__What to do__
Output each entry that follows exactly. Images stay out.

* * * * *

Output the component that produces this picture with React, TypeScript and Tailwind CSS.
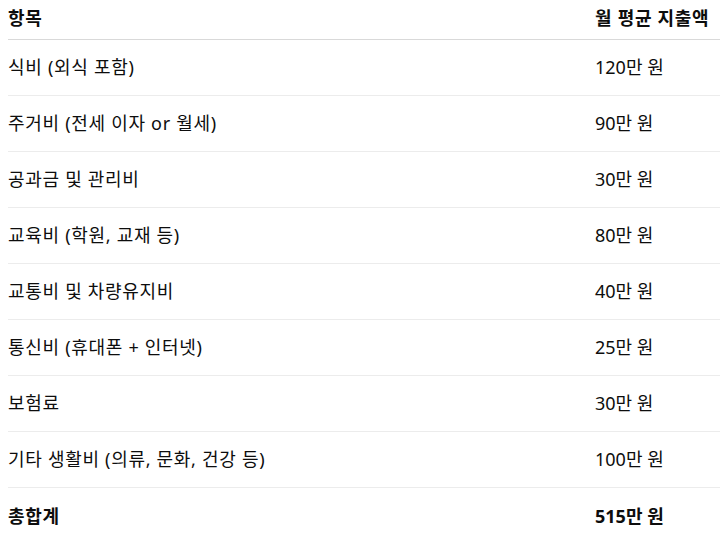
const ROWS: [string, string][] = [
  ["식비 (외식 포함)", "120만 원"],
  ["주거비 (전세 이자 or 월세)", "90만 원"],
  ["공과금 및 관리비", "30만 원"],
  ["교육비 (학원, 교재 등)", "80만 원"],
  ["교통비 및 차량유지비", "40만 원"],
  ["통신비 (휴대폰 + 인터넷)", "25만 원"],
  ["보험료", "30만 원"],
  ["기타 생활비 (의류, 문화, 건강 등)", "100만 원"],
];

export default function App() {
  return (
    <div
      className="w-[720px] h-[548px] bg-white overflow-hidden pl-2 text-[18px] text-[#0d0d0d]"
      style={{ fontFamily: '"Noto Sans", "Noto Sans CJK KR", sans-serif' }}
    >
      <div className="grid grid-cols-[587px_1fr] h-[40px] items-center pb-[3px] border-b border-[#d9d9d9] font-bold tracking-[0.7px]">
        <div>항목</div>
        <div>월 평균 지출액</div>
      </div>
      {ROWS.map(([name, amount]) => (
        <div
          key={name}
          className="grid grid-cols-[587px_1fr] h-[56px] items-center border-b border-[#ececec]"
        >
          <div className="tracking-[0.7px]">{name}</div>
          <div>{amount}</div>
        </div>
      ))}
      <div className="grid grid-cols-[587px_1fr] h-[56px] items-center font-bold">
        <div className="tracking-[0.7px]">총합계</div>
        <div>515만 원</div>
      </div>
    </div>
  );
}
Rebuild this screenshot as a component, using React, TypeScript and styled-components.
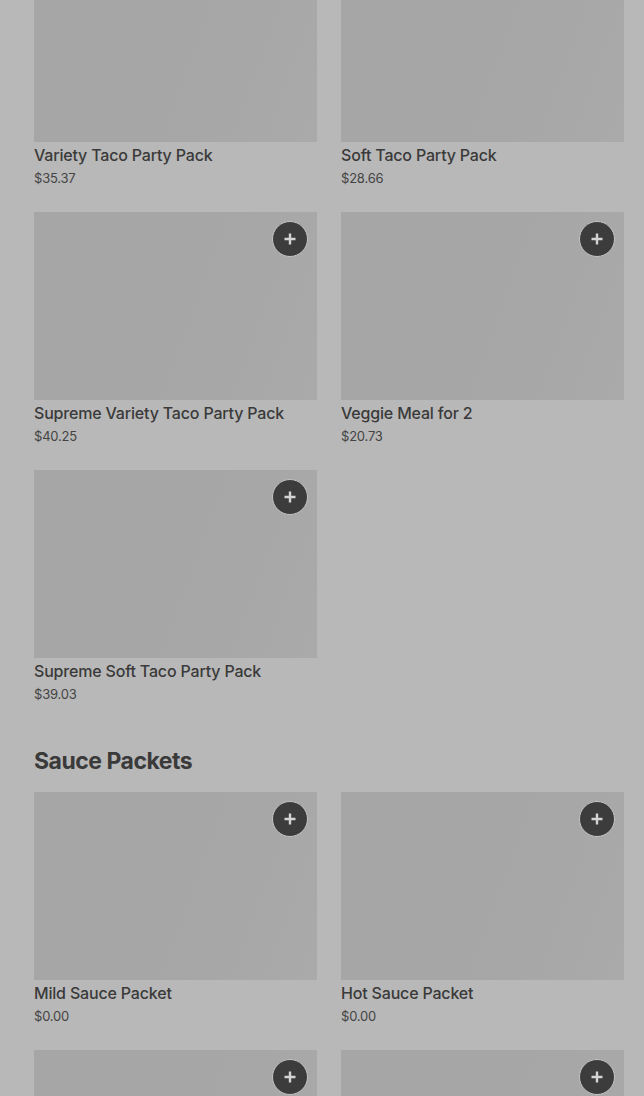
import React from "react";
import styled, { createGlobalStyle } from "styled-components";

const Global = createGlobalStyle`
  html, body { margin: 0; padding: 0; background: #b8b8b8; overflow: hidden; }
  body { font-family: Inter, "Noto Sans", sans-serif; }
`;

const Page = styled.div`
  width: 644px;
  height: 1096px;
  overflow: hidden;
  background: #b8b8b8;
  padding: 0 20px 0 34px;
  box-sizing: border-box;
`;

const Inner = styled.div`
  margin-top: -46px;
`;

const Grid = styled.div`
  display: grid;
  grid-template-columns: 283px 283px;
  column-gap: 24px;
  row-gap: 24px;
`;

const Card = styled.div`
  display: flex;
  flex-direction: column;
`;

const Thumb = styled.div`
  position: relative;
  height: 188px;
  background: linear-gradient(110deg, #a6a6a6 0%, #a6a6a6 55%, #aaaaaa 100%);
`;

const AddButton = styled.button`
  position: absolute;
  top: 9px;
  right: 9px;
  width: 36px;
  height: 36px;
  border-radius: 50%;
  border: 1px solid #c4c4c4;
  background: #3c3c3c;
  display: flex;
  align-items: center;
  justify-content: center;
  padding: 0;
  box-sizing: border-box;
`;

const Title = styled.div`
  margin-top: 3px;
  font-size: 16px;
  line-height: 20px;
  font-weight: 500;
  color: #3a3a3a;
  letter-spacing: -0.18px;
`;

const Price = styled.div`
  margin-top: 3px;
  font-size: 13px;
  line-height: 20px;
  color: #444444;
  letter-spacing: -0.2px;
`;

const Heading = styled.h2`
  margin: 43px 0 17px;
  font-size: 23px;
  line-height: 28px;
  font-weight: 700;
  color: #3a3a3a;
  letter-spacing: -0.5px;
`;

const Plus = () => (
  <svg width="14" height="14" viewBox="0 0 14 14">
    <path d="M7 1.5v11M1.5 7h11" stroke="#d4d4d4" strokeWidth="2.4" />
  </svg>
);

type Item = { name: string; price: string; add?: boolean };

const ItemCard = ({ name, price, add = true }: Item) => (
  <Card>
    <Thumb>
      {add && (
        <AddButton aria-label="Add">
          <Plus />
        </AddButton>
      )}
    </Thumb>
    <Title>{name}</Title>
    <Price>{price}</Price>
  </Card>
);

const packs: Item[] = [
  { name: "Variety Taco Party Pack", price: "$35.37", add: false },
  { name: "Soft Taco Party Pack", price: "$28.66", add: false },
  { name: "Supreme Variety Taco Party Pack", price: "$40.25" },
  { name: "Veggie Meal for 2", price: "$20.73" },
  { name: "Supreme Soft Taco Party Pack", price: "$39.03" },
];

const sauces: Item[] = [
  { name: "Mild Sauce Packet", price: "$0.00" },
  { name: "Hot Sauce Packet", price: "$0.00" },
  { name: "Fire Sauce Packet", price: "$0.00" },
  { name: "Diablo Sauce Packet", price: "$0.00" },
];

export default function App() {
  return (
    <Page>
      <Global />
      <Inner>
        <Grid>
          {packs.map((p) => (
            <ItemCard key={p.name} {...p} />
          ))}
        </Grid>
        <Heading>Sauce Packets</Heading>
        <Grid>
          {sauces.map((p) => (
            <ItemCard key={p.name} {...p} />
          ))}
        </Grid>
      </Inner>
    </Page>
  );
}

* * * * *

__Answer to this exercise__
Output the component that produces this picture with React, TypeScript and Tailwind CSS.
const ROWS: [string, string][] = [
  ["식비 (외식 포함)", "120만 원"],
  ["주거비 (전세 이자 or 월세)", "90만 원"],
  ["공과금 및 관리비", "30만 원"],
  ["교육비 (학원, 교재 등)", "80만 원"],
  ["교통비 및 차량유지비", "40만 원"],
  ["통신비 (휴대폰 + 인터넷)", "25만 원"],
  ["보험료", "30만 원"],
  ["기타 생활비 (의류, 문화, 건강 등)", "100만 원"],
];

export default function App() {
  return (
    <div
      className="w-[720px] h-[548px] bg-white overflow-hidden pl-2 text-[18px] text-[#0d0d0d]"
      style={{ fontFamily: '"Noto Sans", "Noto Sans CJK KR", sans-serif' }}
    >
      <div className="grid grid-cols-[587px_1fr] h-[40px] items-center pb-[3px] border-b border-[#d9d9d9] font-bold tracking-[0.7px]">
        <div>항목</div>
        <div>월 평균 지출액</div>
      </div>
      {ROWS.map(([name, amount]) => (
        <div
          key={name}
          className="grid grid-cols-[587px_1fr] h-[56px] items-center border-b border-[#ececec]"
        >
          <div className="tracking-[0.7px]">{name}</div>
          <div>{amount}</div>
        </div>
      ))}
      <div className="grid grid-cols-[587px_1fr] h-[56px] items-center font-bold">
        <div className="tracking-[0.7px]">총합계</div>
        <div>515만 원</div>
      </div>
    </div>
  );
}
Rebuild this screenshot as a component, using React, TypeScript and styled-components.
import React from "react";
import styled, { createGlobalStyle } from "styled-components";

const Global = createGlobalStyle`
  html, body { margin: 0; padding: 0; background: #b8b8b8; overflow: hidden; }
  body { font-family: Inter, "Noto Sans", sans-serif; }
`;

const Page = styled.div`
  width: 644px;
  height: 1096px;
  overflow: hidden;
  background: #b8b8b8;
  padding: 0 20px 0 34px;
  box-sizing: border-box;
`;

const Inner = styled.div`
  margin-top: -46px;
`;

const Grid = styled.div`
  display: grid;
  grid-template-columns: 283px 283px;
  column-gap: 24px;
  row-gap: 24px;
`;

const Card = styled.div`
  display: flex;
  flex-direction: column;
`;

const Thumb = styled.div`
  position: relative;
  height: 188px;
  background: linear-gradient(110deg, #a6a6a6 0%, #a6a6a6 55%, #aaaaaa 100%);
`;

const AddButton = styled.button`
  position: absolute;
  top: 9px;
  right: 9px;
  width: 36px;
  height: 36px;
  border-radius: 50%;
  border: 1px solid #c4c4c4;
  background: #3c3c3c;
  display: flex;
  align-items: center;
  justify-content: center;
  padding: 0;
  box-sizing: border-box;
`;

const Title = styled.div`
  margin-top: 3px;
  font-size: 16px;
  line-height: 20px;
  font-weight: 500;
  color: #3a3a3a;
  letter-spacing: -0.18px;
`;

const Price = styled.div`
  margin-top: 3px;
  font-size: 13px;
  line-height: 20px;
  color: #444444;
  letter-spacing: -0.2px;
`;

const Heading = styled.h2`
  margin: 43px 0 17px;
  font-size: 23px;
  line-height: 28px;
  font-weight: 700;
  color: #3a3a3a;
  letter-spacing: -0.5px;
`;

const Plus = () => (
  <svg width="14" height="14" viewBox="0 0 14 14">
    <path d="M7 1.5v11M1.5 7h11" stroke="#d4d4d4" strokeWidth="2.4" />
  </svg>
);

type Item = { name: string; price: string; add?: boolean };

const ItemCard = ({ name, price, add = true }: Item) => (
  <Card>
    <Thumb>
      {add && (
        <AddButton aria-label="Add">
          <Plus />
        </AddButton>
      )}
    </Thumb>
    <Title>{name}</Title>
    <Price>{price}</Price>
  </Card>
);

const packs: Item[] = [
  { name: "Variety Taco Party Pack", price: "$35.37", add: false },
  { name: "Soft Taco Party Pack", price: "$28.66", add: false },
  { name: "Supreme Variety Taco Party Pack", price: "$40.25" },
  { name: "Veggie Meal for 2", price: "$20.73" },
  { name: "Supreme Soft Taco Party Pack", price: "$39.03" },
];

const sauces: Item[] = [
  { name: "Mild Sauce Packet", price: "$0.00" },
  { name: "Hot Sauce Packet", price: "$0.00" },
  { name: "Fire Sauce Packet", price: "$0.00" },
  { name: "Diablo Sauce Packet", price: "$0.00" },
];

export default function App() {
  return (
    <Page>
      <Global />
      <Inner>
        <Grid>
          {packs.map((p) => (
            <ItemCard key={p.name} {...p} />
          ))}
        </Grid>
        <Heading>Sauce Packets</Heading>
        <Grid>
          {sauces.map((p) => (
            <ItemCard key={p.name} {...p} />
          ))}
        </Grid>
      </Inner>
    </Page>
  );
}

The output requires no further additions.